◆ SET PROBLEM ◆
Examine each line of the data. Copy those that contain the string "React".

(Code that builds pages)
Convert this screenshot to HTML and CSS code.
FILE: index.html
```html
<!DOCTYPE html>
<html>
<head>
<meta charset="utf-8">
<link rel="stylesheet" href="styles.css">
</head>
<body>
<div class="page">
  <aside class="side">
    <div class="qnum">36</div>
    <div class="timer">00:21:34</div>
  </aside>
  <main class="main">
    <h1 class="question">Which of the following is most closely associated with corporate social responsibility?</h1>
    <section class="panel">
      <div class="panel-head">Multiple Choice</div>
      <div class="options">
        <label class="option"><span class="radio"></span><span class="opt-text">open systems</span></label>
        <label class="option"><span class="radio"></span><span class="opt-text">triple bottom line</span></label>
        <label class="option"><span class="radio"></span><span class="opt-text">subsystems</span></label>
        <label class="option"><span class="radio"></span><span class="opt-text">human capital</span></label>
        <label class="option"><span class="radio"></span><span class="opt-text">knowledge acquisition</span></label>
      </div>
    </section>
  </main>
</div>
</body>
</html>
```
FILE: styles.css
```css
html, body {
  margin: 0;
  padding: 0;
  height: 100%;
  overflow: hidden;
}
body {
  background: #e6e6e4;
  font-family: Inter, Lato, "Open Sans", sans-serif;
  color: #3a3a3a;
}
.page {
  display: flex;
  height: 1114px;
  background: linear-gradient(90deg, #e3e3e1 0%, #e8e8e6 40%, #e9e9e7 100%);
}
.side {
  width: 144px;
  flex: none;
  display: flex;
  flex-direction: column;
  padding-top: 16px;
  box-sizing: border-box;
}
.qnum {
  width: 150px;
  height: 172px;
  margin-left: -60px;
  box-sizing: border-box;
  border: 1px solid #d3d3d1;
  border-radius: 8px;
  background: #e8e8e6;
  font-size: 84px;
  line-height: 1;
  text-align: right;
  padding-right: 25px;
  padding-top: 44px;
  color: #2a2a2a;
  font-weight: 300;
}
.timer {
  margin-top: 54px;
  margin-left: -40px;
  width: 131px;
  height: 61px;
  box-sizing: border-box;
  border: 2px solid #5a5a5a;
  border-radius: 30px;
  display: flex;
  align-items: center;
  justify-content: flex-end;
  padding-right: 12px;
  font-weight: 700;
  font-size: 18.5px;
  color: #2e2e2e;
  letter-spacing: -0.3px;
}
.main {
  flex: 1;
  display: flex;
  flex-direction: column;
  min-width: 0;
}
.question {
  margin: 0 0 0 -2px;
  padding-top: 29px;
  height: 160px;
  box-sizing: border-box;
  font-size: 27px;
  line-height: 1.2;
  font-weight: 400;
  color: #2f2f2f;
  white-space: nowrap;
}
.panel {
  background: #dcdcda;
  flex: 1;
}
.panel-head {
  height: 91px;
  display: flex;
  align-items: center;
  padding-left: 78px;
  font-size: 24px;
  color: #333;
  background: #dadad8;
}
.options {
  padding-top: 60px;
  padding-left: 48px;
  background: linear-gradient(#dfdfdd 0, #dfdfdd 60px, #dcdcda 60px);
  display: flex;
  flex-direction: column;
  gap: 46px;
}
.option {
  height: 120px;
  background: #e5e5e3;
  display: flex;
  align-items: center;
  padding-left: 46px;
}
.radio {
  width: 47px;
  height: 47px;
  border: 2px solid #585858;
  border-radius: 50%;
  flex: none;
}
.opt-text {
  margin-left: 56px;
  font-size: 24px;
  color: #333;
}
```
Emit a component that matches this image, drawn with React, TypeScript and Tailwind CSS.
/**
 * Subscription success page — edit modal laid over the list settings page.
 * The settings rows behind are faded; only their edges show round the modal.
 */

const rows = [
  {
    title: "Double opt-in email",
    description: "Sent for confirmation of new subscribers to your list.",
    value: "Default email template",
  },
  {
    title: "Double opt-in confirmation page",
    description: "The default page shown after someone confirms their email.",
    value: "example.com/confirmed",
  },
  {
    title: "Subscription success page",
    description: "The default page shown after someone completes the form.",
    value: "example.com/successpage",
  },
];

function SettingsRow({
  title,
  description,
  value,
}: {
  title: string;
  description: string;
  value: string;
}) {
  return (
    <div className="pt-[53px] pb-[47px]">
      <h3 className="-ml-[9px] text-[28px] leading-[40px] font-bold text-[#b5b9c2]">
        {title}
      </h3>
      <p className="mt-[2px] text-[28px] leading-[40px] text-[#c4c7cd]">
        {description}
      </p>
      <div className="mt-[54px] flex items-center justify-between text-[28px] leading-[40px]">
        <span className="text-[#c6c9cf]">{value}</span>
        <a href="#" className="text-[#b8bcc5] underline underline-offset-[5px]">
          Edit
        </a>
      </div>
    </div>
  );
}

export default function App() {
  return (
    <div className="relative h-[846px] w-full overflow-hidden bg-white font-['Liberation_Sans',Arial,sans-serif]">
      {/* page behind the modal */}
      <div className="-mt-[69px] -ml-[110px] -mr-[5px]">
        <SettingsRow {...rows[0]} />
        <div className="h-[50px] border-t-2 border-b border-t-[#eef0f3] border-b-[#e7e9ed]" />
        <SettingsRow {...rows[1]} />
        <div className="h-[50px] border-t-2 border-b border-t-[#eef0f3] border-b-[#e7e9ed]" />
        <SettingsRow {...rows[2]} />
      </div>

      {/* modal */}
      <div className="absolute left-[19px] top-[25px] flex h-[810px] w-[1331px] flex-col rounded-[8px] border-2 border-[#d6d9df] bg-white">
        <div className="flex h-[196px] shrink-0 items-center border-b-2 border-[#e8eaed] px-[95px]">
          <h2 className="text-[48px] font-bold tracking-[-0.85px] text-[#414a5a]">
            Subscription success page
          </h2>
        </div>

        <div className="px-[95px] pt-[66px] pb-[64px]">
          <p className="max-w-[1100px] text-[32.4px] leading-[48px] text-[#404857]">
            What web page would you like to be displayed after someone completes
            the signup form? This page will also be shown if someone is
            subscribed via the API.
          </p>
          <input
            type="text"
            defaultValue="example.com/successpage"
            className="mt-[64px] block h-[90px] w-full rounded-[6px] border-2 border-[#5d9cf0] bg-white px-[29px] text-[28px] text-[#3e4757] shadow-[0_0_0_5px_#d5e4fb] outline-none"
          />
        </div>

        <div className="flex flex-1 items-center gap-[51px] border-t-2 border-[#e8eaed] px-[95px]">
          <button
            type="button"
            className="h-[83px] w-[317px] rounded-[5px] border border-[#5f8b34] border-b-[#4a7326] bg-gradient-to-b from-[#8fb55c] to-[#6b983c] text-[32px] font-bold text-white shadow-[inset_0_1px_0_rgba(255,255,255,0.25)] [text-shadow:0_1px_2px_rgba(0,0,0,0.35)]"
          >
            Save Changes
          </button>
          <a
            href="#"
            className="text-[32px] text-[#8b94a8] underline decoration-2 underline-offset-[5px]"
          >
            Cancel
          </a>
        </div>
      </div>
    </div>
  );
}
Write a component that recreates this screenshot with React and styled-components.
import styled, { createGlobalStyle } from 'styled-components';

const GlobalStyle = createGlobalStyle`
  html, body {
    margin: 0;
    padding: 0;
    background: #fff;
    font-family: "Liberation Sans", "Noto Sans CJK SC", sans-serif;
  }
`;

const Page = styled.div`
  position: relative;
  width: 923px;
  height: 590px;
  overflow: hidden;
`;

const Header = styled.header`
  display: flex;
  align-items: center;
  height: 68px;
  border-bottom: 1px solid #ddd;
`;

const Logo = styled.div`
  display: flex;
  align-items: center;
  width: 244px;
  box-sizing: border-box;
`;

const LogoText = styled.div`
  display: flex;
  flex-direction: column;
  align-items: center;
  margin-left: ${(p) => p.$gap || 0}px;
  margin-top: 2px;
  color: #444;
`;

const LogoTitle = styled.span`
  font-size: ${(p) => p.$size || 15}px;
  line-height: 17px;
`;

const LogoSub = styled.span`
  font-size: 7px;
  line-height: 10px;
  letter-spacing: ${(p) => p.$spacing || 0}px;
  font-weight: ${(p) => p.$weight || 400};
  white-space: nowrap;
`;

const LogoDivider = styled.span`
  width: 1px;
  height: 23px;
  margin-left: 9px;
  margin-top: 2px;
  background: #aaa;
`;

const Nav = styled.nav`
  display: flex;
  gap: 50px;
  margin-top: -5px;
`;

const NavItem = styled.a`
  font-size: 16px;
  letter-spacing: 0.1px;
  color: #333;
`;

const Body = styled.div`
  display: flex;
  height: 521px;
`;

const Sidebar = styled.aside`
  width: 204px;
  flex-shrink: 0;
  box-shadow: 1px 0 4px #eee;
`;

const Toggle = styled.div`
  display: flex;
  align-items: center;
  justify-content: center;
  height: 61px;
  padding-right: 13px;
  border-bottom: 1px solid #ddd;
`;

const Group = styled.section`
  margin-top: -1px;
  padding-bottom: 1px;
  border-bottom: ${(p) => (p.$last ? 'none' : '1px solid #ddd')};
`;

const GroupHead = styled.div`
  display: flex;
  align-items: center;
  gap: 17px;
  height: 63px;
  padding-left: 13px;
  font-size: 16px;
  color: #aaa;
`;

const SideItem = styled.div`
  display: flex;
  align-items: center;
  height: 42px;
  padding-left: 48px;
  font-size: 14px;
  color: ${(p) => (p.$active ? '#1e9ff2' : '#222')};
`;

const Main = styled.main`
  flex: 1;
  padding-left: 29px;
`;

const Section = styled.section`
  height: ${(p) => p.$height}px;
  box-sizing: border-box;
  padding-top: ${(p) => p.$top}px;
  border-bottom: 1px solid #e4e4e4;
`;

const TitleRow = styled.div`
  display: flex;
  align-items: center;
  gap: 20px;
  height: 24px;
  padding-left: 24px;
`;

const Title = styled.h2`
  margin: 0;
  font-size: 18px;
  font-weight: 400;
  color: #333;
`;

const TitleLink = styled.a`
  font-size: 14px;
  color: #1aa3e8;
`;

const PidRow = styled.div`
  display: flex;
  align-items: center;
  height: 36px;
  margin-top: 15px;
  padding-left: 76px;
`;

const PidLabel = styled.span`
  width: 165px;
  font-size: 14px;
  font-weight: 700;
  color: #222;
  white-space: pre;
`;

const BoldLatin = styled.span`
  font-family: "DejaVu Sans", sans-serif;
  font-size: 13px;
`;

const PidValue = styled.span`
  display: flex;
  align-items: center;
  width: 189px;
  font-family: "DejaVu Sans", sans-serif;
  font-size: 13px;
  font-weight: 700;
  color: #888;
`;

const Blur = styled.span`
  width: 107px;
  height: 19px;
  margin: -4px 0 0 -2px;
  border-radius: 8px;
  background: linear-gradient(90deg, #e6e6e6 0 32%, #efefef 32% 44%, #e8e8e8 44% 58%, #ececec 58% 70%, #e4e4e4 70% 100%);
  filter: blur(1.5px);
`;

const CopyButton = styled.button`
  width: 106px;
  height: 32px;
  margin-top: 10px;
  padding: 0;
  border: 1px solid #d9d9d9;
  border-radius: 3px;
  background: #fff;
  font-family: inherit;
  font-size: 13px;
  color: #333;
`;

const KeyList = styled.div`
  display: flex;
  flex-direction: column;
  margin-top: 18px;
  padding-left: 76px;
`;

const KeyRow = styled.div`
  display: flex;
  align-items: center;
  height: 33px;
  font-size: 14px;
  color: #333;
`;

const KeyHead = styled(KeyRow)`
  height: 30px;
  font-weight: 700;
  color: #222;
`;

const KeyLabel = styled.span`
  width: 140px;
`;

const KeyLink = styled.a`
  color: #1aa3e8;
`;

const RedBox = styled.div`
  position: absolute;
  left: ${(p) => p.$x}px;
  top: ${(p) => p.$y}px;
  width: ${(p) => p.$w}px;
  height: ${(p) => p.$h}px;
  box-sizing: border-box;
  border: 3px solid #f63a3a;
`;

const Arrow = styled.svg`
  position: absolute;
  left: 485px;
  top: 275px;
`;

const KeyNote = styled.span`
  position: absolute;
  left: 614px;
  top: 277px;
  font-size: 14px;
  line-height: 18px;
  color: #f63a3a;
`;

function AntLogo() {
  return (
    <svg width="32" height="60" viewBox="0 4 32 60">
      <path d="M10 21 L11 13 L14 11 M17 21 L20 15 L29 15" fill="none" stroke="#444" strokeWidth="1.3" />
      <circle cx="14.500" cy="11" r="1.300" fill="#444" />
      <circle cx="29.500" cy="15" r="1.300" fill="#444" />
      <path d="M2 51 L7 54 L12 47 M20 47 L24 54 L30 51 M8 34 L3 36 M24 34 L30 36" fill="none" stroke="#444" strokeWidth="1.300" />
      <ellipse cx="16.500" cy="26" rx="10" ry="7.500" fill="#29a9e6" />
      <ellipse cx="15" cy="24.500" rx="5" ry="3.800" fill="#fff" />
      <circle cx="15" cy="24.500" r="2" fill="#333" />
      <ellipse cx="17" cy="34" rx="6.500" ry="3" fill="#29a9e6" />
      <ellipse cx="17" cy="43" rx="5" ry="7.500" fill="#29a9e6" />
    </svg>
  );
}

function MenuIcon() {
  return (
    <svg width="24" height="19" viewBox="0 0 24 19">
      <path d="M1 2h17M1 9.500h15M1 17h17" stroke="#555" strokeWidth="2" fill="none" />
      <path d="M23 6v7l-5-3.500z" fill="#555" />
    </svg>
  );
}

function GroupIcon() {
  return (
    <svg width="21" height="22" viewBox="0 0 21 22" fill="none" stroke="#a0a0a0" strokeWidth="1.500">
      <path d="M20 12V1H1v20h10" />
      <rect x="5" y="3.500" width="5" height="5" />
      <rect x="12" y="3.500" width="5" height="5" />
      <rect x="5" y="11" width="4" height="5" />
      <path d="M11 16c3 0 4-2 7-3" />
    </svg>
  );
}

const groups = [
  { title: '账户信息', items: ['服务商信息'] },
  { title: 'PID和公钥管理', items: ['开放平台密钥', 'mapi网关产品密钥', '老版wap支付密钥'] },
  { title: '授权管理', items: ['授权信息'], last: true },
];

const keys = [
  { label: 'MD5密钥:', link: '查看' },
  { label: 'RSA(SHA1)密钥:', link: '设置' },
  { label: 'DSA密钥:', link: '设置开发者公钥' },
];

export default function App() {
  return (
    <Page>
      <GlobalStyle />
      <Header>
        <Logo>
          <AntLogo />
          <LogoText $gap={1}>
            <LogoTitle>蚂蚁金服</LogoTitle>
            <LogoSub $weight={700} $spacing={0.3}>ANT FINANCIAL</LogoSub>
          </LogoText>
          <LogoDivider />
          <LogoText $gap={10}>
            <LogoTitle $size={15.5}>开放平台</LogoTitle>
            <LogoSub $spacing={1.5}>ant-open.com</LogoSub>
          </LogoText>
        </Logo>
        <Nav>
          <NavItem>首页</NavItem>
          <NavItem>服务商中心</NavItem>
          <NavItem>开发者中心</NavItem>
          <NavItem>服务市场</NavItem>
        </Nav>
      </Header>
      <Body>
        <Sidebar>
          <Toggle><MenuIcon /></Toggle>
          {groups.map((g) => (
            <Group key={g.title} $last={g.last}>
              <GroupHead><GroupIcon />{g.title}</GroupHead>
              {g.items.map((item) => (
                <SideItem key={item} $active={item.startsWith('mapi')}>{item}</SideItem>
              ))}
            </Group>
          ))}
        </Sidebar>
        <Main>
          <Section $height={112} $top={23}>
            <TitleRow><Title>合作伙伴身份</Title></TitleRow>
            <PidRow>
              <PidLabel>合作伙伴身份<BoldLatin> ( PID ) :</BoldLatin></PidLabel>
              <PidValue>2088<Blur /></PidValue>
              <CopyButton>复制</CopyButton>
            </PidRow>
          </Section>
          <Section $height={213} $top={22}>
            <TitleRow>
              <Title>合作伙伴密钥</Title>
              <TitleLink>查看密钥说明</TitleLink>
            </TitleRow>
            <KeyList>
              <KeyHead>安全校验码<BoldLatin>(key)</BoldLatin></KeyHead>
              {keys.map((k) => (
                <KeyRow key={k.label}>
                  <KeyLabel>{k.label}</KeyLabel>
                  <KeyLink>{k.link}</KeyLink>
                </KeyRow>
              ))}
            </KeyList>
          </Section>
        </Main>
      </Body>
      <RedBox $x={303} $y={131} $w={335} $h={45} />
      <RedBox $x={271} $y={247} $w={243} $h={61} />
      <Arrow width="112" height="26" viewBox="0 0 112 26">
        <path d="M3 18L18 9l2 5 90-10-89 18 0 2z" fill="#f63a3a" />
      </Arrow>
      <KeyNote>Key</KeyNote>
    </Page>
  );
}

◆ CORRECT RESPONSE ◆
Emit a component that matches this image, drawn with React, TypeScript and Tailwind CSS.
Write a component that recreates this screenshot with React and styled-components.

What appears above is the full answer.